Frank Sinatra - Have Yourself A Merry Little Christmas
“This is a classic that doesn’t have a cynical side to it at all. It’s nice when you have that in a Christmas song, but where it isn’t something that makes your cavities act-up because it’s so sugary sweet.
“With this one, there’s just something uncynical and beautiful about this idea to ‘have yourself a merry little Christmas’ and with Frank Sinatra singing it, there’s just a sincerity to it.
“That either comes through or doesn’t with a vocalist, but with Frank singing it and with the intent of the song and the lyrics of this one, it really does, I think.”
Run DMC - Christmas In Hollis
“I like the contrast of this song [to your usual Christmas songs]. In a certain way, you can find parallels between it and The Beach Boys’ Little Saint Nick.
“It’s seemingly kind of incongruous that you’d be singing a Christmas song from the perspective of Queens, New York. And that’s from a stylistic perspective, too. For a Christmas song, it sounds kind of out of context, but in a good way and it’s cool, too. It’s almost taking the genre and turning it upside its head.
[At this point MusicRadar interjects to point out that we take issue with the scratched Jingle Bells opening sequence].
“Yeah, well, there are certain conventions that don’t age well, so I’m with ya on that one!”
Billie Holiday - I've Got My Love To Keep Me Warm
“This one is more evoking the wintertime in a general sort of way but it gets associated with Christmas, in my mind. It’s really sensual, that’s what I like about it.
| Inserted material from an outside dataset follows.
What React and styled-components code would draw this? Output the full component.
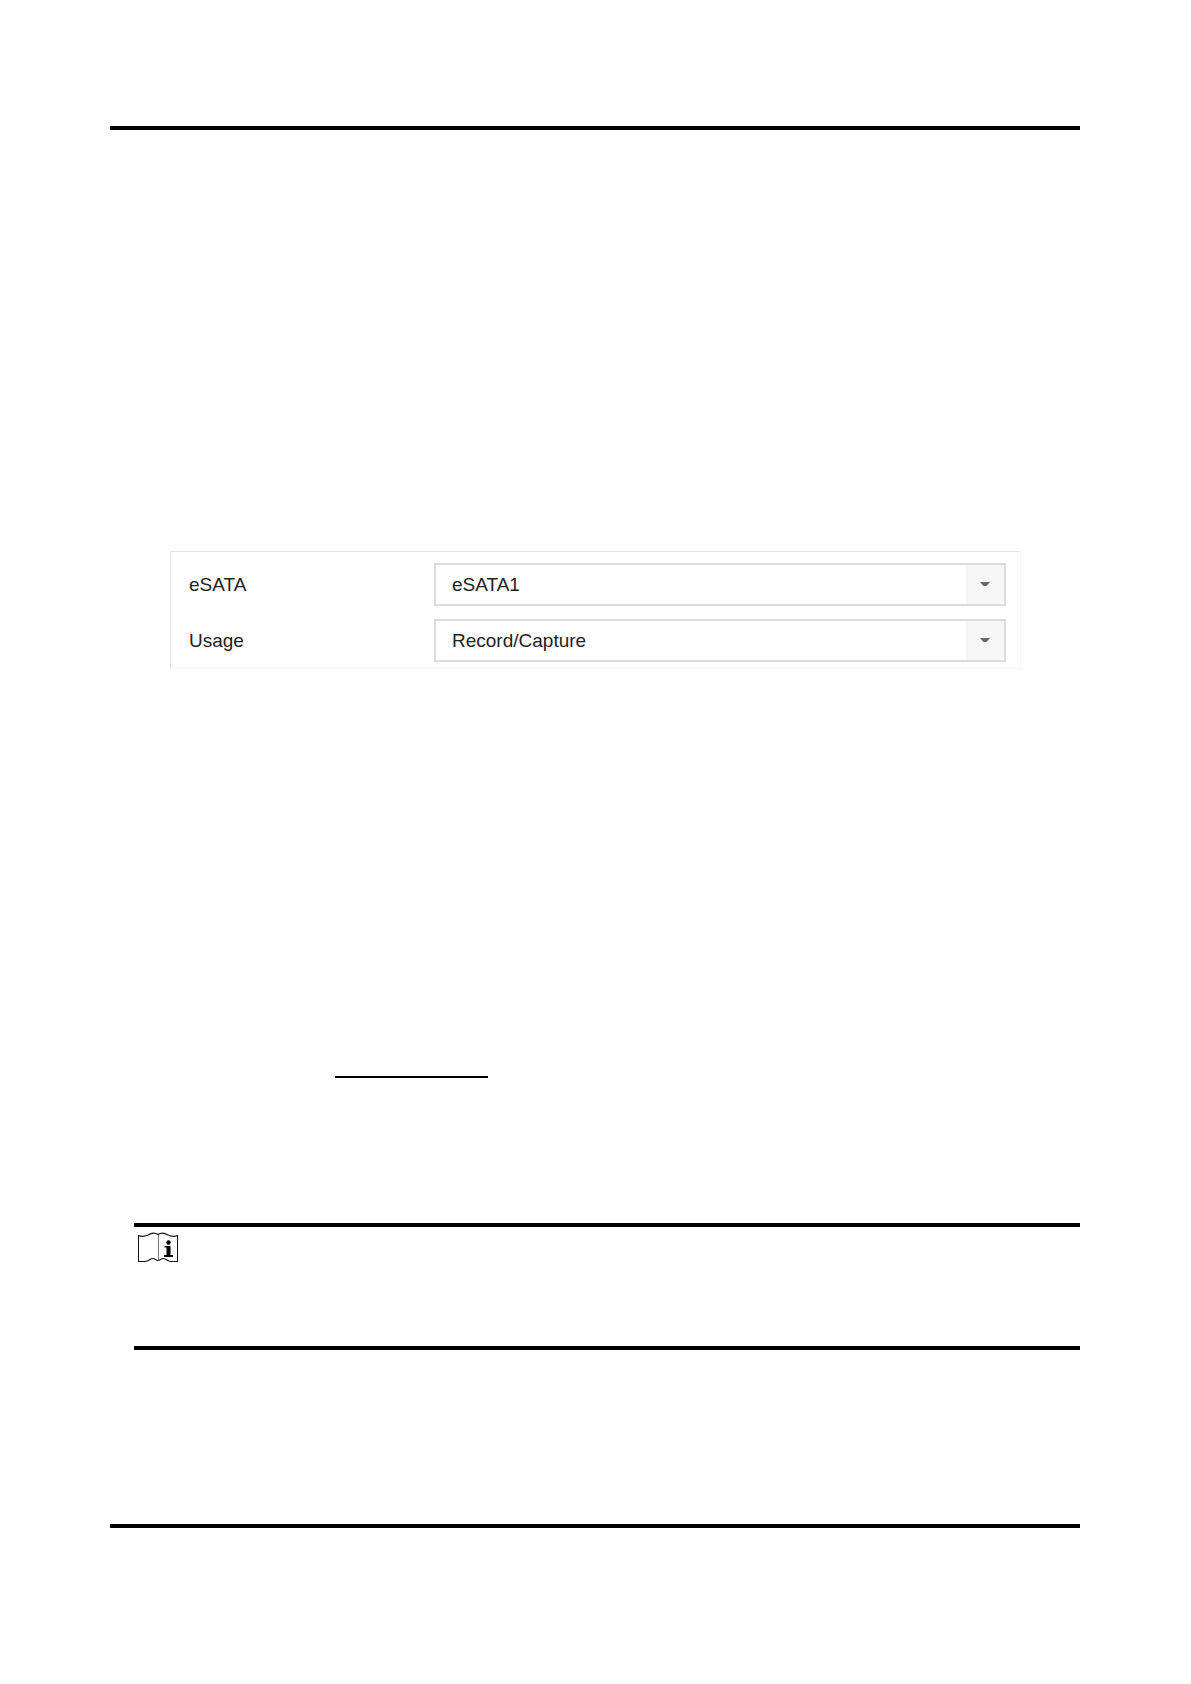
import React, { useState } from 'react'
import styled, { createGlobalStyle } from 'styled-components'

const GlobalStyle = createGlobalStyle`
	* {
		box-sizing: border-box;
	}
	body {
		margin: 0;
		background: #fff;
		font-family: "Liberation Sans", Arial, sans-serif;
	}
`
const Page = styled.main`
	display: flex;
	flex-direction: column;
	min-height: 100vh;
	padding: 126px 111px 156px 110px;
`
const Rule = styled.hr`
	width: 100%;
	height: 4px;
	margin: 0;
	border: 0;
	background: #000;
`
const Panel = styled.form`
	display: flex;
	flex-direction: column;
	gap: 13px;
	margin: 421px 59px 0 60px;
	padding: 11px 14px 6px 18px;
	border: 1px solid #f6f6f6;
	border-top-color: #e4e4e4;
	border-left-color: #e4e4e4;
`
const Row = styled.div`
	display: grid;
	grid-template-columns: 245px 1fr;
	align-items: center;
`
const Label = styled.label`
	color: #222;
	font-size: 19px;
	line-height: 24px;
`
const SelectBox = styled.div`
	position: relative;
	display: flex;
	height: 43px;
	border: 2px solid #dcdcdc;
`
const Select = styled.select`
	appearance: none;
	flex: 1;
	min-width: 0;
	padding: 0 54px 0 16px;
	border: 0;
	background: linear-gradient(#f6f6f6, #f6f6f6) right / 38px 100% no-repeat #fff;
	color: #222;
	font-family: inherit;
	font-size: 19px;
	line-height: 24px;
`
const Arrow = styled.svg`
	position: absolute;
	top: 16px;
	right: 14px;
	pointer-events: none;
`
const Blank = styled.div`
	width: 153px;
	height: 2px;
	margin: 407px 0 145px 225px;
	background: #000;
`
const Note = styled.section`
	margin: 0 0 174px 24px;
`
const NoteBody = styled.div`
	height: 119px;
	padding: 5px 3px;
`

const SelectField = ({ name, label, options }) => {
	const [value, setValue] = useState(options[0])

	return (
		<Row>
			<Label htmlFor={name}>{label}</Label>
			<SelectBox>
				<Select id={name} name={name} value={value} onChange={e => setValue(e.target.value)}>
					{
						options.map((option) => {
							return <option key={option}>{option}</option>
						})
					}
				</Select>
				<Arrow width="10" height="6" viewBox="0 0 10 6" aria-hidden="true">
					<path d="M0 1H10L6.500 5H3.500Z" fill="#666" />
				</Arrow>
			</SelectBox>
		</Row>
	)
}

// open manual with an "i" on the right page
const BookIcon = () => (
	<svg width="42" height="34" viewBox="0 0 42 34" role="img" aria-label="Note">
		<g fill="none" stroke="#111">
			<path d="M1.500 3V29.500M40.500 3V29.500" strokeWidth="1" />
			<path d="M21.500 3V28" stroke="#777" strokeWidth="1" />
			<path d="M1 3.500C5 5 8 4.500 11 3C14 1 18 .500 21 2.500C24 .500 28 1 31 3C34 4.500 37 5 41 3.500" strokeWidth="1.200" />
			<path d="M1 29.500H8C12 29.500 13 26.500 16 26.500C18 26.500 19 28.500 21 28.500C23 28.500 24 26.500 26 26.500C29 26.500 30 29.500 34 29.500H41" strokeWidth="1.200" />
		</g>
		<circle cx="31.500" cy="10.500" r="2.200" fill="#000" />
		<path d="M27.500 14H33.500V23H36V25H27V23H29.500V15.500H27.500Z" fill="#000" />
	</svg>
)

const App = () => {
	return (
		<>
			<GlobalStyle />
			<Page>
				<Rule />
				<Panel>
					<SelectField name="esata" label="eSATA" options={['eSATA1']} />
					<SelectField name="usage" label="Usage" options={['Record/Capture']} />
				</Panel>
				<Blank />
				<Note>
					<Rule />
					<NoteBody>
						<BookIcon />
					</NoteBody>
					<Rule />
				</Note>
				<Rule />
			</Page>
		</>
	)
}

export default App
“She’s sort of saying, ‘I don’t need no parka at this time of year, I’ve got my love to keep me warm’. With Billie Holiday singing that, you read more into the lines and conjure up sensual imagery: just thinking of Billie Holiday by the fireplace, with only ‘her love’. It can take you endless places – all good!
“Equally, it can either be with your family and your earliest memories with your mother, but if you want to get all Freudian with it, then you take it to the next level, then she’s being enveloped by her loved one in this wintertime. It’s having shelter, but in the most primal way.”